It’s hard not to feel we are “in the scene” with these talented reporters. They’re calling up all the senses: smell, taste, the temperature of the room and more; it’s easy as well to feel threatened in the way that they were, or shocked–and so on.

However, it’s time to widen our perspective a bit, and maybe tighten our terminology.  That is, it’s going to be more helpful if we start to use the terms realism or realistic to describe the effects of certain styles–certain literary techniques, for now–rather than simply the “what” of what is being reported or the reporter’s reactions to it. Not just the story-line alone, but the style in which it is cast. For me, that meant thinking harder about how Hersey’s Hiroshima was written.

Learning from Realistic Paintings and Drawings

One of the better ways to understand the reality effect of style is to look at how it is created by a “realistic” painting or drawing. Look at the paintings in the gallery below—all of which, though they come from different artists and countries, are typically categorized as examples of artistic Realism:   

Thomas Eakins, Max Schmitt in a Single Scull (1871)
Thomas Eakins, Max Schmitt in a Single Scull (1871). Source: Thomas Eakins [Public domain or Public domain], via Wikimedia Commons
Jean Francois Millet, The Gleaners (1857)
Jean Francois Millet, The Gleaners (1857) Source: from WikiArt (Public Domain)
Thomas Anschutz The Ironworkers’ Noontime (1880). Source: Thomas Pollock Anshutz [Public domain], via Wikimedia Commons

So why do we call these paintings realistic? Well, it is true—part of it has to do with content: these painters are interested in everyday life: work, leisure activities, known landscapes or locations, and so on. But more precisely, we call them realistic because they all recreate the illusion that we we are actually present to those real things, ourselves—as if we were right in the room, or on the scene, or again looking through a window.

However, of course we’re not present to these scenes at all. We’re looking at a flat canvas with a bunch of paint or lines on it. The painter has tricked our eyes and our mind. Typically, paintings like these

  •  make objects look like they have dimensionality or weight or substance—that is, bodies in the paintings can seem fully rounded, or mist can feel wet, or the velvet of a hat can be made to seem smooth. By a figure’s posture, a muscle can be made to seem sore, or cloth can seem bunched up, or feet can seem as they are flat on the ground;
  • make us feel we are observing from a location that isn’t an actual place where we could be standing—rather, we might be floating in the air.  (In the Eakins painting of the rowing scull on the Schuylkill River, we’d actually having to be standing on the surface of the water).

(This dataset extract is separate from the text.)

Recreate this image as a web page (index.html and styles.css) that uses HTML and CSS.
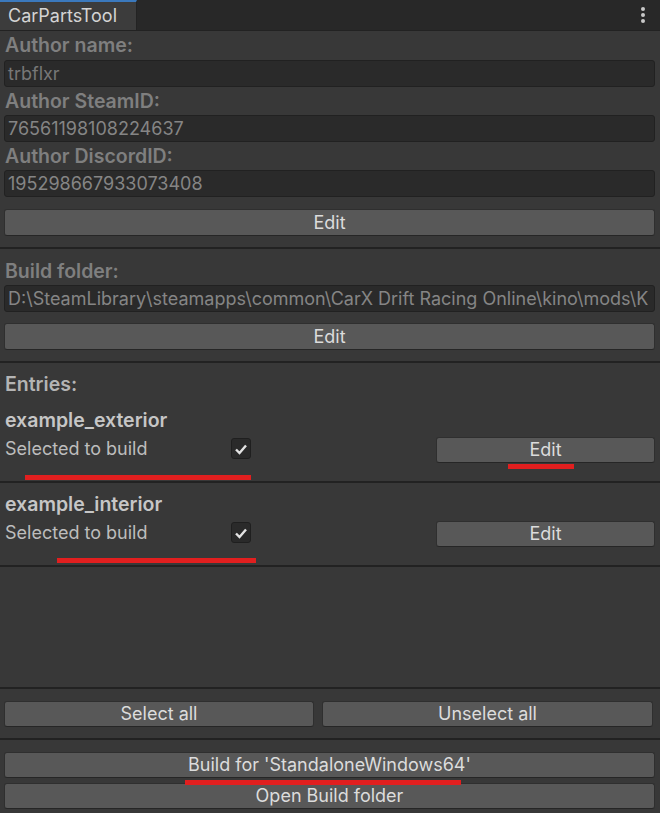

 So how are these illusions created?   

Well, in part, this is a result of a long tradition of realistic conventions in painting handed down since the Renaissance. In the fifteenth century, artists began to figure out how to paintings could be designed to trick how the eye sees, and to translate what is our three-dimensional world onto the flat, two-dimensional surface of a canvas. The main solution they came up with was what we now call linear perspective. The surface of the painting was broken into sections or zones, often starting with a ground level on which objects or persons could be placed. Then, it was a matter extending that visual ground up to the level of what we now call a horizon line which was narrower than the ground line. The height of that horizon line on a painting, painters like Leon Battista Alberti realized, was directly related to the hypothetical height of the viewing point (our eye) looking into the painting’s recreated scene:  

Leon Battista Alberti, Perspective Drawing (1804). Source: Wikimedia Commons  (Public Domain)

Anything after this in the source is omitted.